Saudi Arabia and the UAE, meanwhile, worked with Russia and Syrian ruler Bashar al-Assad in their attempt to thwart Turkish and Qatari ambitions in Libya.

And, as recent events in Iraqi Kurdistan show, they may even be willing to reach out to pro-Iranian factions against a common Turkish threat. Iran’s third-largest export partner may be Turkey, but its fourth largest is the UAE.

The hawks’ focus on Iran has an analogue among doves, who tend to zero in U.S. support for Saudi Arabia as the driver of instability in the region.

Progressive Democrats like Bernie Sanders and Ro Khanna have made great strides in pushing to stop U.S. involvement in Yemen, which has empowered Saudi Arabia to pursue a blood-soaked air and ground campaign.

And a variety of progressive groups have kept up the public conversation on U.S. blank checks to Saudi Arabia and the UAE, which “intervene across the Middle East and North Africa to stop democracy and promote dictatorship.”

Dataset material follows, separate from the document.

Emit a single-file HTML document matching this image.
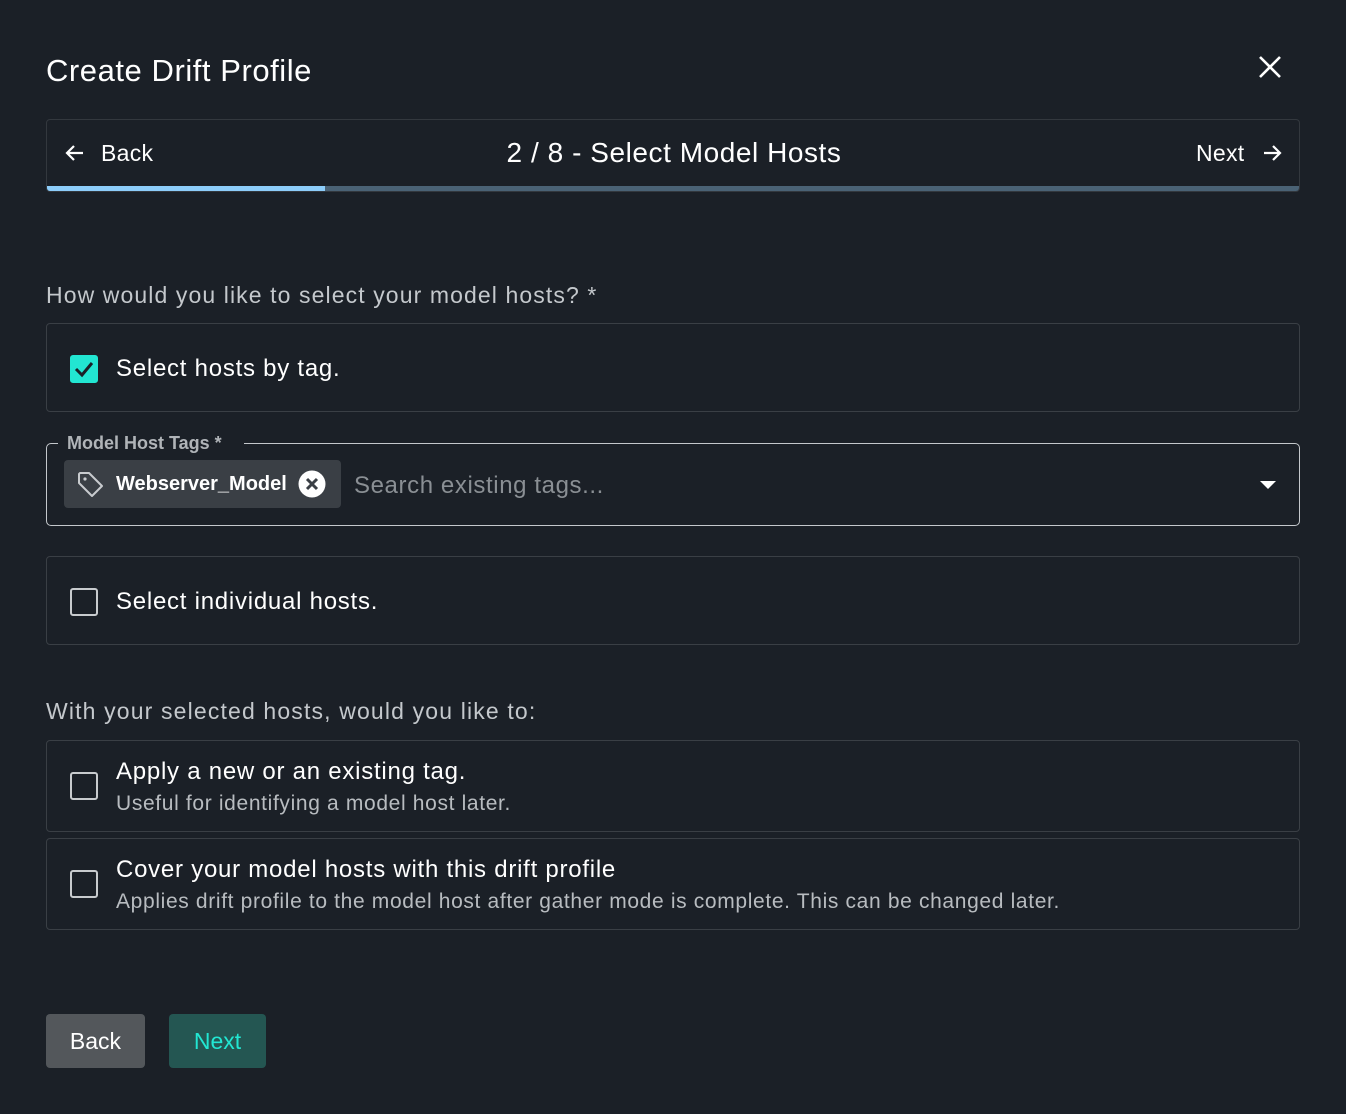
<!DOCTYPE html>
<html><head><style>
*{box-sizing:border-box;margin:0;padding:0}
body{width:1346px;height:1114px;background:#1b2027;font-family:"Liberation Sans",sans-serif;color:#fff;position:relative;overflow:hidden}
.a{position:absolute}
.box{position:absolute;left:46px;width:1254px;border:1px solid #3a3f45;border-radius:4px}
.cb{position:absolute;left:23px;width:28px;height:28px;border:2.5px solid #c8cbce;border-radius:3px}
.lbl{position:absolute;left:69px;font-size:24px;color:#fff;letter-spacing:0.75px}
.sub{position:absolute;left:69px;font-size:21px;color:#b8bcc0;letter-spacing:0.65px}
</style></head><body>
<div class="a" style="left:46px;top:53px;font-size:31px;letter-spacing:0.55px">Create Drift Profile</div>
<svg class="a" style="left:1258px;top:55px" width="24" height="24" viewBox="0 0 24 24"><path d="M2 2L22 22M22 2L2 22" stroke="#fff" stroke-width="2.6"/></svg>

<div class="a" style="left:46px;top:119px;width:1254px;height:73px;border:1px solid #33383e;border-radius:4px;overflow:hidden">
 <svg class="a" style="left:16px;top:21px" width="24" height="24" viewBox="0 0 24 24"><path d="M20 12H4M11 5L4 12L11 19" stroke="#fff" stroke-width="2.2" fill="none"/></svg>
 <div class="a" style="left:54px;top:20px;font-size:23px;letter-spacing:0.3px">Back</div>
 <div class="a" style="left:0;width:1254px;top:17px;text-align:center;font-size:28px;letter-spacing:0.55px">2 / 8 - Select Model Hosts</div>
 <div class="a" style="left:1149px;top:20px;font-size:23px;letter-spacing:0.3px">Next</div>
 <svg class="a" style="left:1213px;top:21px" width="24" height="24" viewBox="0 0 24 24"><path d="M4 12H20M13 5L20 12L13 19" stroke="#fff" stroke-width="2.2" fill="none"/></svg>
 <div class="a" style="left:0;top:66px;width:1254px;height:6px;background:#4a6275"></div>
 <div class="a" style="left:0;top:66px;width:278px;height:6px;background:#8dcdfa"></div>
</div>

<div class="a" style="left:46px;top:282px;font-size:23px;color:#c4c8cc;letter-spacing:1.1px">How would you like to select your model hosts? *</div>

<div class="box" style="top:323px;height:89px">
 <div class="cb" style="top:31px;background:#22e6d2;border-color:#22e6d2"><svg width="24" height="24" viewBox="0 0 24 24" style="position:absolute;left:-0.5px;top:-0.5px"><path d="M4 12L10 18L20 6" stroke="#1b2027" stroke-width="3" fill="none"/></svg></div>
 <div class="lbl" style="top:31px">Select hosts by tag.</div>
</div>

<div class="a" style="left:46px;top:443px;width:1254px;height:83px;border:1.5px solid #c4c8cc;border-radius:5px"></div>
<div class="a" style="left:58px;top:431px;background:#1b2027;padding:0 9px;width:186px;height:24px;font-size:18px;font-weight:bold;color:#b0b4b8;line-height:24px">Model Host Tags *</div>
<div class="a" style="left:64px;top:460px;width:277px;height:48px;background:#3a3f45;border-radius:4px">
 <svg class="a" style="left:12px;top:10px" width="30" height="30" viewBox="0 0 30 30"><path d="M3 4V13L16 26L26 16L13 3H4Z" stroke="#c8cbce" stroke-width="2" fill="none" stroke-linejoin="round"/><circle cx="9" cy="9" r="1.6" fill="#c8cbce"/></svg>
 <div class="a" style="left:52px;top:13px;font-size:20px;font-weight:bold">Webserver_Model</div>
 <svg class="a" style="left:234px;top:10px" width="28" height="28" viewBox="0 0 28 28"><circle cx="14" cy="14" r="13.5" fill="#fff"/><path d="M9 9L19 19M19 9L9 19" stroke="#3a3f45" stroke-width="3"/></svg>
</div>
<div class="a" style="left:354px;top:472px;font-size:24px;color:#8a8f94;letter-spacing:0.6px">Search existing tags...</div>
<svg class="a" style="left:1259px;top:480px" width="18" height="10" viewBox="0 0 18 10"><path d="M1 1H17L9 9Z" fill="#fff"/></svg>

<div class="box" style="top:556px;height:89px">
 <div class="cb" style="top:31px"></div>
 <div class="lbl" style="top:31px">Select individual hosts.</div>
</div>

<div class="a" style="left:46px;top:698px;font-size:23px;color:#c4c8cc;letter-spacing:1.15px">With your selected hosts, would you like to:</div>

<div class="box" style="top:740px;height:92px">
 <div class="cb" style="top:31px"></div>
 <div class="lbl" style="top:17px">Apply a new or an existing tag.</div>
 <div class="sub" style="top:51px">Useful for identifying a model host later.</div>
</div>
<div class="box" style="top:838px;height:92px">
 <div class="cb" style="top:31px"></div>
 <div class="lbl" style="top:17px">Cover your model hosts with this drift profile</div>
 <div class="sub" style="top:51px">Applies drift profile to the model host after gather mode is complete. This can be changed later.</div>
</div>

<div class="a" style="left:46px;top:1014px;width:99px;height:54px;background:#53575b;border-radius:4px;font-size:23px;text-align:center;line-height:54px">Back</div>
<div class="a" style="left:169px;top:1014px;width:97px;height:54px;background:#245652;border-radius:4px;font-size:23px;text-align:center;line-height:54px;color:#22e6d2">Next</div>
</body></html>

But there is little media attention or public pressure from the Left against the other U.S.-backed bloc in the region, which has been exporting anti-democratic forces of its own.

Many of the Islamist parties backed by Turkey and Qatar are similar types of reactionary populists to the right-wing nationalist movements of contemporary Europe. On a darker note, Turkey and Qatar have cultivated and exported proxy militias that kidnap and kill local democratic reformers.

The UAE bid for influence in Iraqi Kurdistan also comes as Turkey continues its regional push against the Kurdish-led militant Left. Turkey has been launching air and ground offensives to root these militants out in Iraq, often with direct U.S. support, since the 1980s.

Qatar and Turkey now form a separate bloc that is neither totally aligned with nor totally opposed to U.S. interests in the Middle East. The concerns of this bloc—and its opponents—are often unrelated to the Saudi-Iranian conflict.

In other words, the Middle East is not a seesaw. It is a three-legged stool.

Any U.S. strategy towards the Middle East — hawkish, dovish, left, right — has to contend with all three legs. Anything less will collapse under its own weight.